Stacy McGuigan always had a natural talent for throwing parties. She was always the one in her family to throw her parents anniversary parties, birthday parties for her brothers and bridal showers for friends.
But her active life as a party planner changed once she became a mom. To take care of her baby, she began to work out of her home for various hotel companies. She even did work for her church, planning everything from a teddy bear tea party to a fashion show.
It wasn’t until some timely advice from her husband that McGuigan decided to start her own business.
While the home-based business has always existed, today many people look at it as a viable option when they’ve been faced with the challenge of rejoining the workforce or, in McGuigan’s case, found themselves in need of some flexibility.
Two years ago, McGuigan started “Everyday Celebrations,” a party concierge business located in Sewell, New Jersey. McGuigan says she averages two to three parties a month and expects to be profitable by her fourth year.
McGuigan helps her customers celebrate the major milestones in their lives. She works on all sorts of parties, ranging from a child’s first birthday to an anniversary.
“I want to plan a party so it’s memorable. After the guests leave the party, they still remember it hours later,” McGuigan said.
Home-based business owner Karen Tank was also faced with a major change in her life after being diagnosed with Type 1 diabetes.
“Once I was diagnosed, ” says Tank, “I needed time to learn how to live with this condition…. my passions had changed to that of coaching and teaching others with diabetes how to adopt new behaviors and lifestyles to better manage their blood sugars and health. “
Tank now works as a health coach based out of Princeton specializing in diabetes management.
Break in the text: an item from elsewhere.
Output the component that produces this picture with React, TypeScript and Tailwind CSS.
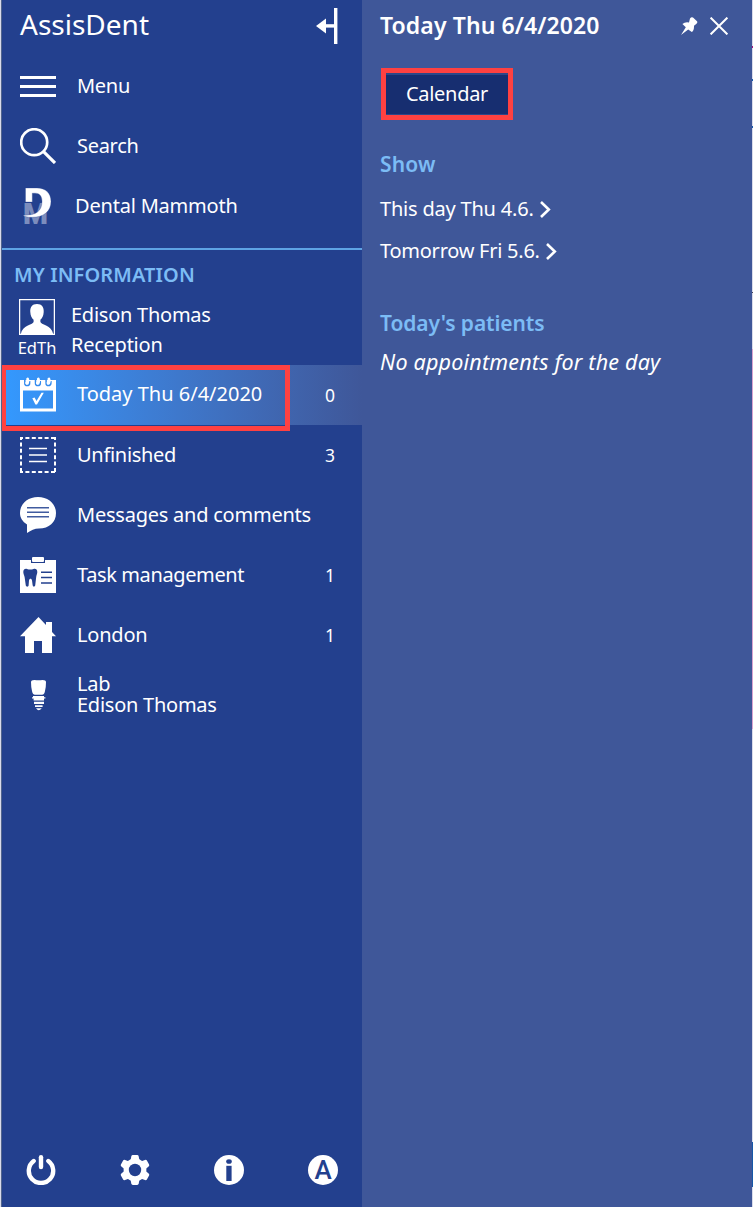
import type { ReactNode } from "react";

const BLUE = "#23408e";

function CollapseIcon() {
  return (
    <svg width="22" height="36" viewBox="0 0 22 36" fill="#fff">
      <rect x="18" y="0" width="3.4" height="36" />
      <rect x="8" y="16.2" width="11" height="3.4" />
      <path d="M0 18 10 10.5V25.5Z" />
    </svg>
  );
}

function MenuIcon() {
  return (
    <svg width="36" height="36" viewBox="0 0 36 36" fill="#fff">
      <rect y="8" width="36" height="3" />
      <rect y="17" width="36" height="3" />
      <rect y="26" width="36" height="3" />
    </svg>
  );
}

function SearchIcon() {
  return (
    <svg width="36" height="36" viewBox="0 0 36 36" fill="none" stroke="#fff">
      <circle cx="14.2" cy="14.2" r="13" strokeWidth="2.7" />
      <path d="M23.3 23.3 35 35" strokeWidth="3.2" />
    </svg>
  );
}

function MammothIcon() {
  return (
    <svg width="36" height="36" viewBox="0 0 36 36" className="overflow-visible">
      <text x="3" y="36" fontFamily="Roboto" fontWeight="900" fontSize="29" textLength="25" lengthAdjust="spacingAndGlyphs" fill="#7c8dbd">
        M
      </text>
      <path
        d="M5.5 0H17C25.5 0 31 5 31 13.5C31 23.5 23.5 29.5 11.5 29.3C8 29.3 4.5 28.5 3 27.2C15.5 27.6 22 23.5 22 13.5C22 8.5 20 5.2 15 5.2H12.3V14H5.5Z"
        fill="#fff"
        stroke={BLUE}
        strokeWidth=".3"
      />
    </svg>
  );
}

function PersonIcon() {
  return (
    <svg width="36" height="36" viewBox="0 0 36 36" fill="none">
      <rect x=".6" y=".6" width="34.8" height="34.8" stroke="#fff" strokeWidth="1.3" />
      <path
        d="M18 5C13 5 11 8.5 11.3 13C11.5 17 12.8 19 14.6 20.8V23C13.5 26 3.5 26 1.8 35H34.2C32.5 26 22.5 26 21.4 23V20.8C23.2 19 24.5 17 24.7 13C25 8.5 23 5 18 5Z"
        fill="#fff"
      />
    </svg>
  );
}

function CalendarIcon() {
  return (
    <svg width="36" height="36" viewBox="0 0 36 36" fill="none">
      <path d="M0 3H36V34.4H0ZM3 13.4V31.4H33V13.4Z" fill="#fff" fillRule="evenodd" />
      {[7, 17.7, 28.3].map((x) => (
        <g key={x}>
          <path d={`M${x - 2.2} 2.8V6.2A2.4 2.4 0 0 0 ${x + 2.6} 6.2V4`} stroke="#338bef" strokeWidth="1.5" />
          <path d={`M${x - 0.3} 6C${x + 1.2} 5.2 ${x + 1.2} 3.6 ${x + 0.6} 2`} stroke="#fff" strokeWidth="2.8" strokeLinecap="round" />
        </g>
      ))}
      <path d="M12.3 21.2 14.6 20.6 16.5 24 21.5 15.7H23.8L17 27.6H15.4Z" fill="#fff" />
    </svg>
  );
}

function UnfinishedIcon() {
  return (
    <svg width="36" height="36" viewBox="0 0 36 36" fill="none" stroke="#fff">
      <path d="M0 1H36M0 35H36" strokeWidth="2" strokeDasharray="4 2.4" strokeDashoffset="1" />
      <path d="M1 0V36M35 0V36" strokeWidth="2" strokeDasharray="4 2.4" strokeDashoffset="1" />
      <path d="M9 11.5H27M9 18H27M9 24.5H27" strokeWidth="1.6" />
    </svg>
  );
}

function MessagesIcon() {
  return (
    <svg width="36" height="36" viewBox="0 0 36 36">
      <path d="M18 0C28 0 36 6.5 36 16C36 25.5 29 31.5 19 31.5C14.5 31.5 11 33.5 7 36V27.5C2.5 24.5 0 21 0 16C0 6.5 8 0 18 0Z" fill="#fff" />
      <path d="M7 10.8H29M7 15.2H29M7 19.8H29" stroke="#405b9f" strokeWidth="1.6" />
    </svg>
  );
}

function TaskIcon() {
  return (
    <svg width="36" height="36" viewBox="0 0 36 36">
      <path d="M0 3H11V6H25V3H36V36H0Z" fill="#fff" />
      <rect x="12" y="0" width="12" height="5" rx="1" fill="#fff" />
      <path
        d="M3.3 15C3.3 12 5.3 11.6 7 12C9 12.7 11.5 12.7 13.5 12C15.5 11.4 17.3 12.2 17.3 15C17.3 17 16.4 18 16.2 20L15.2 28.5C14.8 30 13 30 12.7 28.5L12 23.5C11.6 21 9.4 21 9 23.5L8.6 28.5C8.4 30 6.2 30 5.8 28.5L4.6 20C4.2 18 3.3 17 3.3 15Z"
        fill={BLUE}
      />
      <path d="M21 15.2H32M21 20.6H32M21 26H32" stroke={BLUE} strokeWidth="1.5" />
    </svg>
  );
}

function HouseIcon() {
  return (
    <svg width="36" height="36" viewBox="0 0 36 36" fill="#fff">
      <path d="M18.5 0 26 8V5H32V15L36 19.2H32V36H22V24H14V36H5V19.2H0Z" />
    </svg>
  );
}

function ImplantIcon() {
  return (
    <svg width="36" height="36" viewBox="0 0 36 36" fill="#fff">
      <path d="M11 5Q11 3.2 14.5 3Q18.5 3.7 22.5 3Q26 3.2 26 5Q26 10 25 14Q24.5 17.7 22 17.7H15Q12.5 17.7 12 14Q11 10 11 5ZM13 19H24V20.2H25.4V21.6H24V23.6H13.6V21.6H12V20.2H13ZM14 24.8H24V27H14ZM15 28.2H22.6V30H15ZM16 31.2H21.8Q20 33.2 18.7 33.2Q17.5 33.2 16 31.2Z" />
    </svg>
  );
}

function PowerIcon() {
  return (
    <svg width="30" height="30" viewBox="0 0 30 30" fill="none" stroke="#fff" strokeWidth="4.4" strokeLinecap="round">
      <path d="M15 2.3V12" />
      <path d="M7.7 6A12.2 12.2 0 1 0 22.3 6" />
    </svg>
  );
}

function GearIcon() {
  return (
    <svg width="30" height="30" viewBox="0 0 30 30">
      <g fill="#fff">
        <circle cx="15" cy="15" r="11.4" />
        {[0, 60, 120, 180, 240, 300].map((a) => (
          <path key={a} transform={`rotate(${a} 15 15)`} d="M10.3 6.5 11.3 1.4Q11.6 0 12.8 0H17.2Q18.4 0 18.7 1.4L19.7 6.5Z" />
        ))}
      </g>
      <circle cx="15" cy="15" r="6.2" fill={BLUE} />
    </svg>
  );
}

function InfoIcon() {
  return (
    <svg width="30" height="30" viewBox="0 0 30 30">
      <circle cx="15" cy="15" r="15" fill="#fff" />
      <ellipse cx="15" cy="6.5" rx="2.8" ry="2.3" fill={BLUE} />
      <path d="M12.3 10.8H17.6V26H12.3Z" fill={BLUE} />
    </svg>
  );
}

function PinIcon() {
  return (
    <svg width="17" height="18" viewBox="0 0 17 18" fill="#fff">
      <path d="M9 1.6Q10.4 -.3 12 .6L16 4.3Q17 5.8 15.2 7L13 8.8Q13.2 13.6 10.8 15L7.2 12.4 0 18 4.8 10.3 1.4 7Q4 4.6 8 5.4Z" />
    </svg>
  );
}

function CloseIcon() {
  return (
    <svg width="18" height="18" viewBox="0 0 18 18" stroke="#fff" strokeWidth="2">
      <path d="M.6.6 17.4 17.4M17.4.6.6 17.4" />
    </svg>
  );
}

function Chevron() {
  return (
    <svg width="11" height="17" viewBox="0 0 11 17" fill="none" stroke="#fff" strokeWidth="2.6">
      <path d="M1 1 8.8 8.5 1 16" />
    </svg>
  );
}

type RowProps = { icon: ReactNode; label: string; track: string; count?: string; className?: string };

function Row({ icon, label, track, count, className = "" }: RowProps) {
  return (
    <div className={`flex h-[60px] items-center pl-[18px] ${className}`}>
      <span className="mr-[19px] w-9 shrink-0">{icon}</span>
      <span className={`grow whitespace-nowrap ${track}`}>{label}</span>
      {count && <span className="mr-[27px] text-[17.5px]">{count}</span>}
    </div>
  );
}

export default function App() {
  return (
    <div className="flex h-[1207px] w-[753px] overflow-hidden bg-[#d9dbea] font-['Noto_Sans',sans-serif] text-[20px] leading-[30px] text-white">
      <aside className="relative ml-px flex w-[361px] shrink-0 flex-col border-l border-[#52658d] bg-[#23408e]">
        <header className="flex h-14 justify-between pl-[18px] pr-[24px]">
          <h1 className="mt-1 text-[28px] leading-[40px]">AssisDent</h1>
          <span className="mt-2">
            <CollapseIcon />
          </span>
        </header>
        <Row icon={<MenuIcon />} label="Menu" track="pl-[2px] tracking-[-0.3px]" />
        <Row icon={<SearchIcon />} label="Search" track="pl-[2px] tracking-[-0.3px]" />
        <Row icon={<MammothIcon />} label="Dental Mammoth" track="tracking-[-0.2px]" />
        <div className="mt-3 h-[2px] bg-[#5ea4e5]" />
        <h2 className="mt-[10px] pl-3 font-semibold tracking-[0.1px] text-[#7cbcf5]">MY INFORMATION</h2>
        <div className="mt-[9px] flex h-[66px] pl-[15px]">
          <div className="flex w-[40px] flex-col items-center">
            <PersonIcon />
            <span className="text-[16.5px] leading-[26px]">EdTh</span>
          </div>
          <div className="mt-px ml-[14px] whitespace-nowrap tracking-[-0.25px]">
            <div>Edison Thomas</div>
            <div>Reception</div>
          </div>
        </div>
        <Row
          icon={<CalendarIcon />}
          label="Today Thu 6/4/2020"
          track="-mt-[2px] pl-[2px]"
          count="0"
          className="bg-linear-to-r from-[#3399ff] to-[#3f5799]"
        />
        <Row icon={<UnfinishedIcon />} label="Unfinished" track="pl-[2px] tracking-[-0.3px]" count="3" />
        <Row icon={<MessagesIcon />} label="Messages and comments" track="pl-[2px] tracking-[-0.23px]" />
        <Row icon={<TaskIcon />} label="Task management" track="pl-[2px] tracking-[-0.38px]" count="1" />
        <Row icon={<HouseIcon />} label="London" track="pl-[2px] tracking-[-0.2px]" count="1" />
        <div className="flex h-[60px] items-center pl-[18px]">
          <ImplantIcon />
          <div className="-mt-[2px] ml-[21px] whitespace-nowrap leading-[21px] tracking-[-0.25px]">
            <div>Lab</div>
            <div>Edison Thomas</div>
          </div>
        </div>
        <footer className="mt-auto mb-[22px] flex justify-between pl-6 pr-6">
          <PowerIcon />
          <GearIcon />
          <InfoIcon />
          <span className="flex h-[30px] w-[30px] items-center justify-center rounded-full bg-white font-['Roboto',sans-serif] text-[26px] font-medium text-[#23408e]">
            A
          </span>
        </footer>
        <div className="absolute top-[365px] left-0 h-[66px] w-[288px] border-[5px] border-l-4 border-[#ff4141]" />
      </aside>
      <main className="flex w-[390px] shrink-0 flex-col bg-[#3f5799] pl-[18px]">
        <header className="flex h-[50px] items-center">
          <h2 className="grow text-[23px] font-semibold tracking-[0.1px]">Today Thu 6/4/2020</h2>
          <span className="mt-[2px]">
            <PinIcon />
          </span>
          <span className="mt-[2px] mr-6 ml-3">
            <CloseIcon />
          </span>
        </header>
        <button className="mt-[18px] ml-px flex h-[52px] w-[132px] items-center justify-center border-[5px] border-[#ff4141] bg-[#172e70] tracking-[-0.3px] shadow-[inset_0_2px_0_#2d4788,inset_0_-1px_0_#2d4788]">
          Calendar
        </button>
        <h3 className="mt-[29px] text-[21px] font-semibold tracking-[0.2px] text-[#7cbcf5]">Show</h3>
        <a className="mt-[15px] flex items-center gap-[6px] tracking-[-0.2px]">
          This day Thu 4.6. <Chevron />
        </a>
        <a className="mt-[12px] flex items-center gap-[6px] tracking-[-0.25px]">
          Tomorrow Fri 5.6. <Chevron />
        </a>
        <h3 className="mt-[42px] text-[21px] font-semibold tracking-[-0.1px] text-[#7cbcf5]">Today's patients</h3>
        <p className="mt-[9px] text-[21.5px] tracking-[0.2px] italic">No appointments for the day</p>
      </main>
      <div className="flex w-px flex-col">
        <i className="mt-[46px] h-[2px] bg-[#a3127c]" />
        <i className="mt-[31px] h-[2px] bg-[#1558a8]" />
        <i className="mt-[45px] h-[2px] bg-[#1558a8]" />
        <i className="mt-[164px] h-px bg-[#445]" />
        <i className="mt-[56px] h-[380px] bg-[#d9a3d0]" />
        <i className="mt-auto mb-5 h-[45px] bg-[#1558a8]" />
      </div>
    </div>
  );
}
She started her business in the winter of 2010, when she went back to school at the Institute for Integrative Nutrition to learn how to coach. She now works with 12 clients to find a diet balance that works for them.
Tank feels that having a home-based business gives her flexibility because she is not tied to having to rent an office. She meets clients in her home office and sometimes at the local health food store near her home.
On one Wednesday afternoon, Tank showed client Julie Maddocks the health benefits of kale and demonstrated how to cut it into thin strips to mix into salads.
“Home-based businesses are a huge trend in the Princeton area,” Tank said.
“People from the corporate sector who have been laid off, such as someone I know who used to work for Exxon and became a career counselor, are creating situations that are flexible as well as a match for their passions and creative expression. Especially with the current job insecurity, starting a home business can provide more security over time.”
Both women feel that it’s important to have self-discipline when starting a home-based business. McGuigan says “it’s important to get up and get dressed, to treat your home as an office.”
Tank feels that you must have the discipline to finish your daily tasks as well as an ability to envision and plan for growth.
Tank and McGuigan aren’t alone, other women who also own home-based businesses have become part of Interconnections for Women. The group, created by McGuigan, currently has 27 members. In August, 55 women attended the monthly event.
In the original version of this story, it was reported that Julie Maddocks had Type 2 diabetes. Julie Maddocks is not a diabetic. NewsWorks regrets the error.